> _Written instruction_: Each line below must be set down exactly; omit any image you find.

- - -

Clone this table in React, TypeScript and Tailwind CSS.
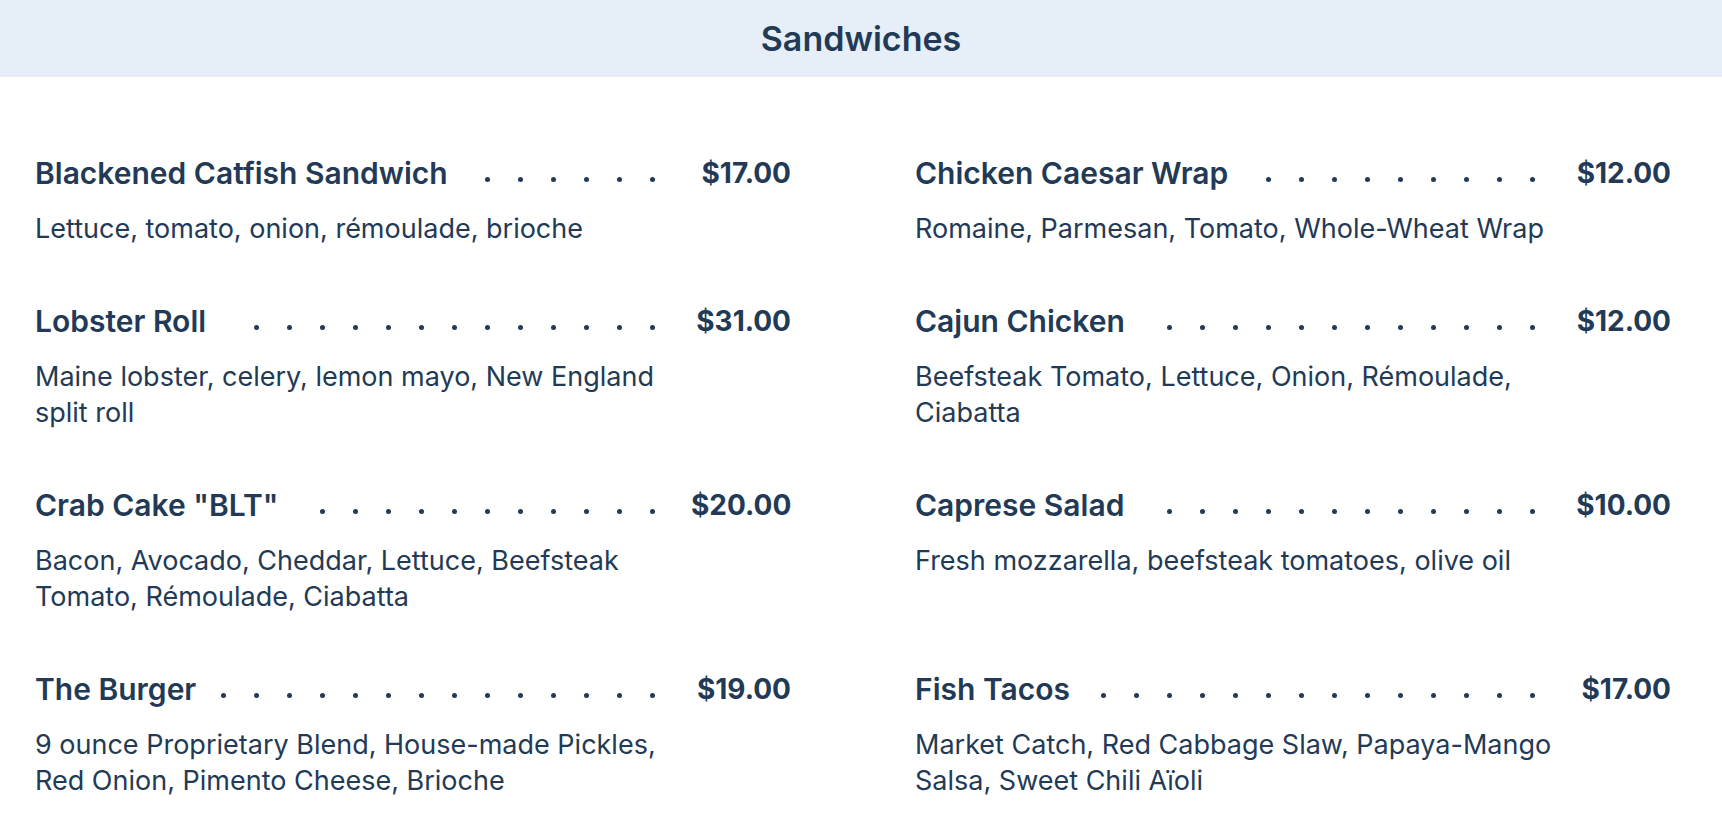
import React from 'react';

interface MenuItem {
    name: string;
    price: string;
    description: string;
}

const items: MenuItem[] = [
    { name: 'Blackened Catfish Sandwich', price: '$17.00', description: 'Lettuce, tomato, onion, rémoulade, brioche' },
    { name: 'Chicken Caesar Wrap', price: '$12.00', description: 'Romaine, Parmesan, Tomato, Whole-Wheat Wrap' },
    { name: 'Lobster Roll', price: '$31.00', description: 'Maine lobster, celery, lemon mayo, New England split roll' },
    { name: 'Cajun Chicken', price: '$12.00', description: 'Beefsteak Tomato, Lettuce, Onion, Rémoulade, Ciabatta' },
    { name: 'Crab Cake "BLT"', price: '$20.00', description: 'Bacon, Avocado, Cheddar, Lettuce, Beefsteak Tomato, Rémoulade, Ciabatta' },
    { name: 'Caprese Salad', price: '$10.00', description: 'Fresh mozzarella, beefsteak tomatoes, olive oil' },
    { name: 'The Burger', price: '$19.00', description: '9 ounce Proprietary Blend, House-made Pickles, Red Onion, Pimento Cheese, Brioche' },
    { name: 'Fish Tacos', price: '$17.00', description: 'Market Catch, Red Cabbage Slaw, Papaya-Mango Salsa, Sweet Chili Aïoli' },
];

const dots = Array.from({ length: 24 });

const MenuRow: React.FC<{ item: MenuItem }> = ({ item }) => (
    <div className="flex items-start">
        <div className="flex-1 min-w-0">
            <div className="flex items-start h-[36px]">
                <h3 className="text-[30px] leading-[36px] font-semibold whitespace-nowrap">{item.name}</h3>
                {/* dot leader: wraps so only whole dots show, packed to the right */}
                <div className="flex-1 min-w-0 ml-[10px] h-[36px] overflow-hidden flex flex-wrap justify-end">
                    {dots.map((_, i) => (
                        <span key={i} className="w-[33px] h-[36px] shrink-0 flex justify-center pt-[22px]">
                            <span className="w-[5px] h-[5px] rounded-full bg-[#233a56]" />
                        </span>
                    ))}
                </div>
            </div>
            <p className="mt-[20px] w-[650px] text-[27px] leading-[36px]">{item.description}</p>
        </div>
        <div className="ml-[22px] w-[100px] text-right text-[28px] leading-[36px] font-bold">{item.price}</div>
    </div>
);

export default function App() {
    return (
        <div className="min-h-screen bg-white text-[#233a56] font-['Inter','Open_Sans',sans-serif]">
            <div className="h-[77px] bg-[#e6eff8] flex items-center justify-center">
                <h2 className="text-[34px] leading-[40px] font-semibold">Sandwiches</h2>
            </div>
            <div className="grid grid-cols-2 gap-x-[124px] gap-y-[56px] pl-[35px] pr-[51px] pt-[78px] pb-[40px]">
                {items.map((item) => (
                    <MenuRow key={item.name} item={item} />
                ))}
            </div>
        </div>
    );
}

- - -

> _Answer to this exercise_:
Clone this table in React, TypeScript and Tailwind CSS.
import React from 'react';

interface MenuItem {
    name: string;
    price: string;
    description: string;
}

const items: MenuItem[] = [
    { name: 'Blackened Catfish Sandwich', price: '$17.00', description: 'Lettuce, tomato, onion, rémoulade, brioche' },
    { name: 'Chicken Caesar Wrap', price: '$12.00', description: 'Romaine, Parmesan, Tomato, Whole-Wheat Wrap' },
    { name: 'Lobster Roll', price: '$31.00', description: 'Maine lobster, celery, lemon mayo, New England split roll' },
    { name: 'Cajun Chicken', price: '$12.00', description: 'Beefsteak Tomato, Lettuce, Onion, Rémoulade, Ciabatta' },
    { name: 'Crab Cake "BLT"', price: '$20.00', description: 'Bacon, Avocado, Cheddar, Lettuce, Beefsteak Tomato, Rémoulade, Ciabatta' },
    { name: 'Caprese Salad', price: '$10.00', description: 'Fresh mozzarella, beefsteak tomatoes, olive oil' },
    { name: 'The Burger', price: '$19.00', description: '9 ounce Proprietary Blend, House-made Pickles, Red Onion, Pimento Cheese, Brioche' },
    { name: 'Fish Tacos', price: '$17.00', description: 'Market Catch, Red Cabbage Slaw, Papaya-Mango Salsa, Sweet Chili Aïoli' },
];

const dots = Array.from({ length: 24 });

const MenuRow: React.FC<{ item: MenuItem }> = ({ item }) => (
    <div className="flex items-start">
        <div className="flex-1 min-w-0">
            <div className="flex items-start h-[36px]">
                <h3 className="text-[30px] leading-[36px] font-semibold whitespace-nowrap">{item.name}</h3>
                {/* dot leader: wraps so only whole dots show, packed to the right */}
                <div className="flex-1 min-w-0 ml-[10px] h-[36px] overflow-hidden flex flex-wrap justify-end">
                    {dots.map((_, i) => (
                        <span key={i} className="w-[33px] h-[36px] shrink-0 flex justify-center pt-[22px]">
                            <span className="w-[5px] h-[5px] rounded-full bg-[#233a56]" />
                        </span>
                    ))}
                </div>
            </div>
            <p className="mt-[20px] w-[650px] text-[27px] leading-[36px]">{item.description}</p>
        </div>
        <div className="ml-[22px] w-[100px] text-right text-[28px] leading-[36px] font-bold">{item.price}</div>
    </div>
);

export default function App() {
    return (
        <div className="min-h-screen bg-white text-[#233a56] font-['Inter','Open_Sans',sans-serif]">
            <div className="h-[77px] bg-[#e6eff8] flex items-center justify-center">
                <h2 className="text-[34px] leading-[40px] font-semibold">Sandwiches</h2>
            </div>
            <div className="grid grid-cols-2 gap-x-[124px] gap-y-[56px] pl-[35px] pr-[51px] pt-[78px] pb-[40px]">
                {items.map((item) => (
                    <MenuRow key={item.name} item={item} />
                ))}
            </div>
        </div>
    );
}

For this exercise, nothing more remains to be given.